Sulin se acercó, con el shoufa alrededor de los hombros de manera que dejaba al descubierto su corto cabello blanco, y se acodó en el pretil. La nervuda Doncella iba armada para la batalla, con arco, flechas, lanzas, cuchillo y adarga. Aquella noche tenía el mando del grupo de su guardia personal. A unos diez pasos de distancia, otras dos docenas más de Far Dareis Mai estaban cómodamente acuclilladas en el puente.

—Una noche extraña —dijo la mujer—. Estábamos jugando pero, de repente, todo el mundo empezó a sacar seises solamente.

—Lo lamento —contestó sin pensar, y la Aiel le asestó una mirada rara. Ella lo ignoraba, naturalmente, porque Rand no lo había divulgado. Las ondas que provocaba al ser ta’veren se propagaban y provocaban reacciones caprichosas y extrañas. Ni siquiera los Aiel querrían acercarse a menos de quince kilómetros de él si lo supieran.
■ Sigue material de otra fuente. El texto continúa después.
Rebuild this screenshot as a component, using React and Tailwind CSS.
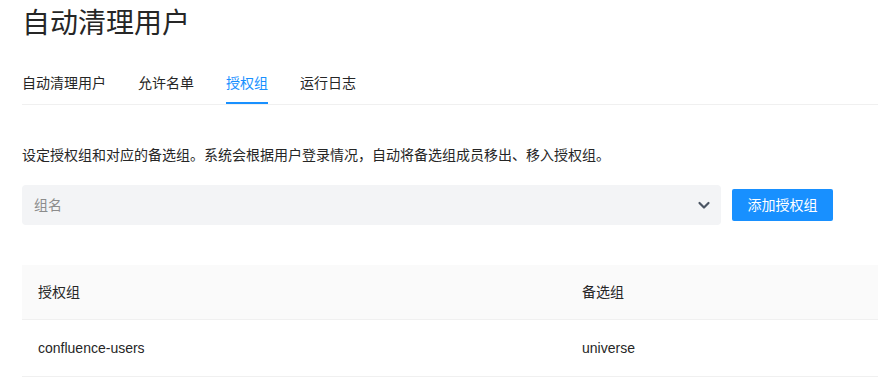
import React from "react";

const tabs = ["自动清理用户", "允许名单", "授权组", "运行日志"];

function App() {
  return (
    <div
      className="min-h-screen bg-white pl-[22px] text-[#262626]"
      style={{ fontFamily: '"Liberation Sans", "Noto Sans CJK SC", sans-serif' }}
    >
      <h1 className="h-[48px] text-[28px] leading-[48px] font-normal text-[#262626]">自动清理用户</h1>

      <div className="mt-[24px] flex gap-[32px] border-b border-[#f0f0f0]">
        {tabs.map((t) => (
          <div
            key={t}
            className={
              t === "授权组"
                ? "border-b-2 border-[#1890ff] pb-[8px] text-[14px] leading-[22px] text-[#1890ff]"
                : "border-b-2 border-transparent pb-[8px] text-[14px] leading-[22px] text-[#262626]"
            }
          >
            {t}
          </div>
        ))}
      </div>

      <p className="mt-[39px] text-[14px] leading-[22px] text-[#262626]">
        设定授权组和对应的备选组。系统会根据用户登录情况，自动将备选组成员移出、移入授权组。
      </p>

      <div className="mt-[19px] flex items-center">
        <div className="flex h-[40px] w-[699px] items-center justify-between rounded-[4px] bg-[#f3f4f6] pl-[12px] pr-[10px]">
          <span className="text-[14px] text-[#8c8c8c]">组名</span>
          <svg width="14" height="14" viewBox="0 0 14 14" fill="none">
            <path d="M2.5 5l4.5 4.5L11.5 5" stroke="#4b5563" strokeWidth="2.2" strokeLinecap="round" strokeLinejoin="round" />
          </svg>
        </div>
        <button className="ml-[11px] h-[32px] w-[101px] rounded-[2px] bg-[#1890ff] text-[14px] text-white">
          添加授权组
        </button>
      </div>

      <div className="mt-[40px] text-[14px]">
        <div className="flex h-[55px] items-center border-b border-[#f0f0f0] bg-[#fafafa]">
          <div className="w-[544px] pl-[16px]">授权组</div>
          <div className="pl-[16px]">备选组</div>
        </div>
        <div className="flex h-[57px] items-center border-b border-[#f0f0f0]">
          <div className="w-[544px] pl-[16px]">confluence-users</div>
          <div className="pl-[16px]">universe</div>
        </div>
      </div>
    </div>
  );
}

export default App;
La tierra se había hundido bajo los pies de tres Soldados de Piedra ese día, haciéndolos caer en un nido de víboras, pero ninguna de las docenas de mordeduras que éstas habían descargado encontró otra cosa que ropa. Rand sabía que se debía a él, forzando la suerte. Tel Nethin, el guarnicionero, había sobrevivido a la matanza de Taien para acabar aquel mediodía tropezando con una piedra y rompiéndose el cuello al caer en un suelo herboso y llano. Rand temía que eso también hubiera sido por su causa. Por otro lado, Bael y Jheran habían zanjado el pleito de sangre existente entre los Shaarad y los Goshien mientras se encontraba con ellos tomando en marcha una comida de carne seca. Todavía no se caían bien y no parecían entender muy bien lo que acababan de hacer, pero lo habían hecho, con promesas y juramentos del agua inclusive, mientras cada uno de ellos sostenía la copa para que el otro bebiera. Para los Aiel, el juramento del agua era más fuerte que cualquier otro; podrían pasar generaciones antes de que entre los Shaarad y los Goshien se diera siquiera una incursión para arrebatarse ovejas, cabras o ganado.